Italy will elect a president in January 2022 to serve a seven-year term. The election is conducted by a college of electors, the elected representatives of the two houses of Parliament. For the moment, the results of the election are difficult to predict. Mario Draghi had long been considered the favourite, but that was before he returned to government as Prime Minister in February 2021. If a new candidate fails to become a front runner, President Mattarella could remain for one more term, as happened with President Napolitano in 2013.

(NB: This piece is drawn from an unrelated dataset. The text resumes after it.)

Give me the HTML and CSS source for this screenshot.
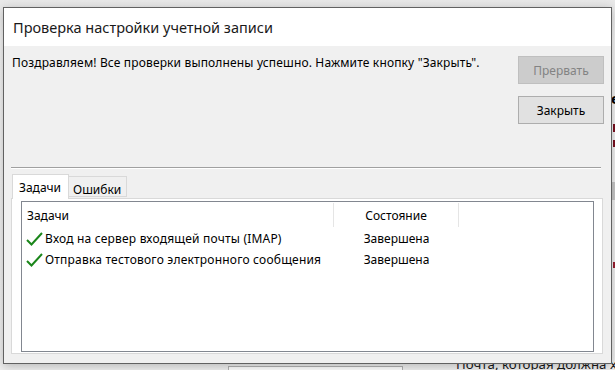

Italy is a political system in which the President of the Republic’s prerogatives are chiefly honorary, although on occasion they include arbitrating in the event of institutional crises. The position is therefore very attractive to politician and businessman Silvio Berlusconi, who would like to add this prestigious position to his list of honours. He already has the title of longest serving Prime Minister since the end of the Second World War. Nicknamed Il Cavaliere (the Knight), Berlusconi likes to recall that he once made a promise to his mother that one day he would become President of the Italian Republic.
However, his candidacy is not guaranteed. At 85 years old, his run comes with some liabilities. Furthermore, he is a controversial figure, whereas the profiles chosen for the presidency of the Republic are usually rather smooth and consensual personalities, likely to gather a large number of people and to embody a natural authority. Silvio Berlusconi is also hindered by numerous legal proceedings: in 2013, he was sentenced to several years’ disqualification from holding public office for tax fraud. Many accusations still target him and have not been cleared up, including cases of corruption and prostitution of minors.
But Berlusconi appears undaunted by his age, temperament, or past. He has confidence in his star, and knows that he still enjoys a certain base of popularity among Italians, as proven by some recent polls which put him in second place in the presidential election race.
Giorgia Meloni, the president of the party Fratelli d’Italia, also a former Berlusconi minister, believes that Silvio Berlusconi is not a bad candidate because he has proved in many occasions his commitment to defending the interests of his country: in her words, Berlusconi has a “patriotic” profile. Berlusconi has already gone hunting for votes. Currently, the totality of the votes of the right-wing parliamentarians would not be enough for him to obtain a majority: he must therefore also count on the pool of 111 parliamentarians without labels, who are also rather open to his candidacy. Il Cavaliere has not said his last word, and could even surprise an audience open to hearing a moderate and reassuring right-wing voice.